Apropos – mir persönlich sagt die japanische Pop-Kultur mit ihrer Abgefahrenheit sehr zu. Zudem liebe ich die hier heimischen Videospiele. Wenn wir gerade von Quality-Time gesprochen haben, so ist es nur logisch, dass man bei diesen intensiven Arbeitsleben gerne ausbricht. Weil sie so wenig Urlaub haben, machen das die Japaner oft über Mangas, Animes und Videospiele. Es werden einerseits die Spiele bevorzugt, die einen in eine Fantasy-Welt entführen und epische Geschichten erzählt werden oder Sammelspiele wie Pokémon oder Monster Hunter. Ich fühle mich endlich nicht mehr wie ein Freak, wenn ich im Zug meinen Nintendo-Switch hervornehme und mir 20 Minuten Auszeit gönne. Die Krönung dieser Schrillheit findet man jedoch erstaunlicherweise nicht im Okatu (Nerd)-Viertel Akihabara sondern in Shinjuku, wo sich das Roboter-Restaurant Weltruhm erarbeitet hat. Wir haben das letzte Mal schon mit dem Gedanken gespielt und sind dann aber am „ääääh, das ist doch so touristisch“ gescheitert. So gönnen wir es uns diesmal und haha... omg... es war so gut! Wer leuchtende Roboter mag und wenn einem ein tanzender LSD-Trip direkt ins Gesicht schreit, der ist hier Richtig. Schaut euch die Bilder an.

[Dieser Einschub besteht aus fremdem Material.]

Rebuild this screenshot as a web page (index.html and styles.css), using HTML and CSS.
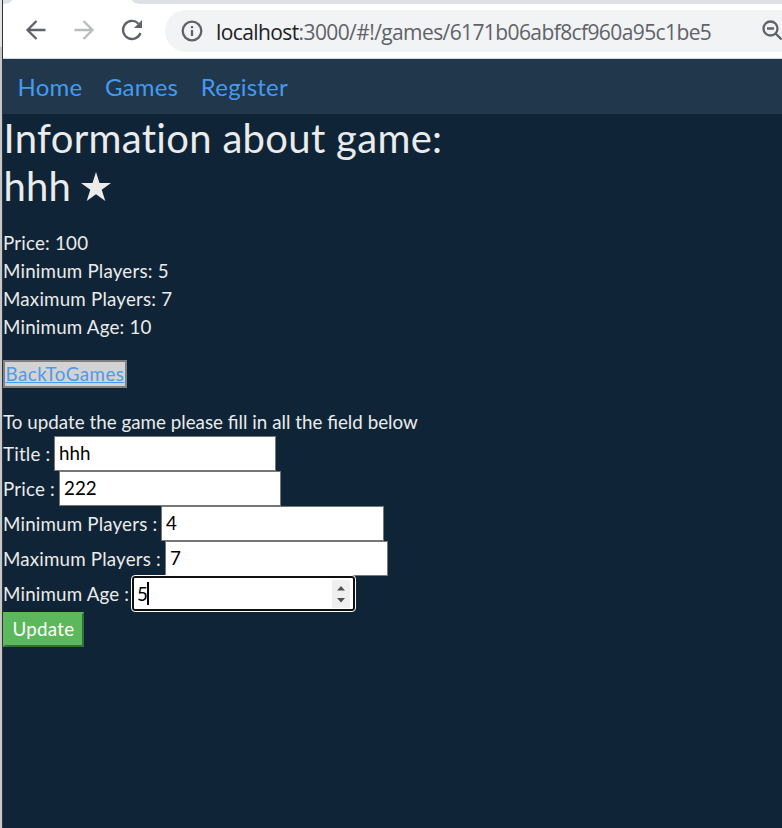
FILE: index.html
```html
<!DOCTYPE html>
<html lang="en">
<head>
<meta charset="utf-8">
<title>Games</title>
<link rel="stylesheet" href="styles.css">
</head>
<body>
<div class="edge"></div>
<div class="window">
  <div class="tabs"><div class="tab tab-left"></div><div class="tab tab-right"></div></div>
  <div class="toolbar">
    <svg class="tool back" width="24" height="24" viewBox="0 0 24 24"><path d="M21.5 12H3.5M12.5 3L3.5 12l9 9"/></svg>
    <svg class="tool forward" width="24" height="24" viewBox="0 0 24 24"><path d="M2.5 12h18M11.500 3l9 9-9 9"/></svg>
    <svg class="tool reload" width="24" height="24" viewBox="0 0 24 24"><path d="M20.500 15A9 9 0 1 1 18.500 5.700"/><path class="solid" d="M22 2v8h-8z"/></svg>
    <div class="address">
      <svg class="info" width="22" height="22" viewBox="0 0 22 22"><circle cx="11" cy="11" r="9.300"/><path d="M11 10v6M11 6v2.200"/></svg>
      <span class="url"><span class="host">localhost</span>:3000/#!/games/6171b06abf8cf960a95c1be5</span>
      <svg class="lens" width="22" height="22" viewBox="0 0 22 22"><circle cx="8.500" cy="8.500" r="7"/><path d="M13.500 13.500l6 6M5 8.500h7"/></svg>
    </div>
  </div>
  <nav class="nav"><a>Home</a><a>Games</a><a>Register</a></nav>
  <main>
    <h1><span class="heading">Information about game:</span><br>hhh <svg class="star" width="30" height="29" viewBox="0 0 30 29"><path d="M15 0l3.500 11H30l-9.300 6.800L24.300 29 15 22.200 5.700 29l3.600-11.200L0 11h11.500z"/></svg></h1>
    <p class="info-lines">Price: 100<br>Minimum Players: 5<br>Maximum Players: 7<br>Minimum Age: 10</p>
    <a class="back-link">BackToGames</a>
    <p class="hint">To update the game please fill in all the field below</p>
    <form>
      <div class="row"><label class="l-title">Title :</label><div class="field">hhh</div></div>
      <div class="row"><label class="l-price">Price :</label><div class="field">222</div></div>
      <div class="row"><label class="l-min">Minimum Players :</label><div class="field wide">4</div></div>
      <div class="row"><label class="l-max">Maximum Players :</label><div class="field wide">7</div></div>
      <div class="row"><label class="l-age">Minimum Age :</label><div class="field wide focused">5<i class="caret"></i><span class="spinner"><svg width="18" height="28" viewBox="0 0 18 28"><path d="M5 10.500l4-4.500 4 4.500zM5 18l4 4.500 4-4.500z"/></svg></span></div></div>
      <button type="button">Update</button>
    </form>
  </main>
</div>
</body>
</html>
```
FILE: styles.css
```css
* { box-sizing: border-box; }
body { margin: 0; height: 828px; overflow: hidden; display: flex; background: #0f2537; color: #ebebeb; font: 18.75px/28px Lato, sans-serif; }
.edge { width: 3px; flex: none; background: linear-gradient(#e4e4e4 0 47px, #c7c7c7 47px) 0 0 / 2px 100% no-repeat #303438; }
.window { width: 779px; flex: none; }
.tabs { height: 4px; background: #fff; display: flex; justify-content: space-between; }
.tab { background: #dee1e6; height: 4px; }
.tab-left { width: 9px; border-bottom-right-radius: 9px 4px; }
.tab-right { width: 650px; border-bottom-left-radius: 9px 4px; }
.toolbar { height: 55px; background: #fff; border-bottom: 1px solid #d5d7da; display: flex; align-items: center; padding: 0 0 0 21px; }
.tool { margin-right: 24px; flex: none; position: relative; top: -1px; }
svg { fill: none; stroke: #5f6368; stroke-width: 2.3; }
.forward { stroke: #babcbe; }
.solid { fill: #5f6368; stroke: none; }
.address { width: 617px; height: 42px; flex: none; margin-left: -3px; background: #f1f3f4; border-radius: 21px 0 0 21px; display: flex; align-items: center; overflow: hidden; padding-left: 16px; }
.info, .lens { flex: none; }
.url { width: 546px; flex: none; margin-left: 13px; padding-top: 1px; color: #5f6368; font: 21px/28px "Open Sans", sans-serif; letter-spacing: -.6px; white-space: nowrap; }
.host { color: #202124; }
.nav { height: 55px; background: #20374c; display: flex; gap: 23px; padding: 0 14.5px; color: #4799ef; font-size: 24px; letter-spacing: .2px; line-height: 56px; }
.nav a { margin-right: -.35px; }
h1 { margin: 0; font-size: 40px; line-height: 48px; font-weight: 400; height: 105px; letter-spacing: .2px; padding-left: .5px; }
.heading { letter-spacing: .31px; }
.star { fill: #ebebeb; stroke: none; vertical-align: 0; margin-left: -1px; }
.info-lines { margin: 10px 0 19px; letter-spacing: .2px; }
.back-link { display: block; width: 124px; height: 28px; border: 2px solid #808080; background: #d3d3d3; color: #4c9be8; text-decoration: underline; line-height: 24px; padding-left: .5px; letter-spacing: .47px; }
.hint { margin: 20px 0 0; word-spacing: .1px; }
.row { display: flex; height: 35px; line-height: 35px; white-space: nowrap; }
label { flex: none; letter-spacing: .18px; }
.l-title { width: 51px; }
.l-price { width: 56px; }
.l-min { width: 158px; }
.l-max { width: 162px; }
.l-age { width: 129px; }
.field { width: 222px; height: 35px; flex: none; background: #fff; border: 1px solid #767676; color: #000; padding-left: 4px; line-height: 32px; }
.wide { width: 223px; }
.focused { position: relative; border: 2px solid #101010; border-radius: 3px; outline: 1px solid #fff; padding-left: 3px; line-height: 33px; display: flex; align-items: center; }
.caret { width: 2px; height: 23px; margin-left: -1px; background: #000; }
.spinner { width: 18px; height: 28px; margin-left: auto; margin-right: 3px; background: #efefef; }
.spinner svg { display: block; fill: #505050; stroke: none; }
button { display: block; width: 81px; height: 35px; margin-top: 1px; padding: 0 0 2px; border: 2px solid; border-color: #5cb85c #347034 #347034 #5cb85c; background: #5cb85c; color: #fff; font: 18.75px/29px Lato, sans-serif; letter-spacing: .3px; }
```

Die nächsten Tage werden wir Nikko und Nagano besuchen, bevor wir für eine Nacht zurück nach Tokyo kommen, wo ein weiteres Highlight auf uns wartet (also mehr auf dich, würde Sarah sagen) King of Pro Wrestling in der Sumohalle. Es ist sehr befriedigend Nerd sein zu dürfen, denn die Japaner nehmen’s gelassen.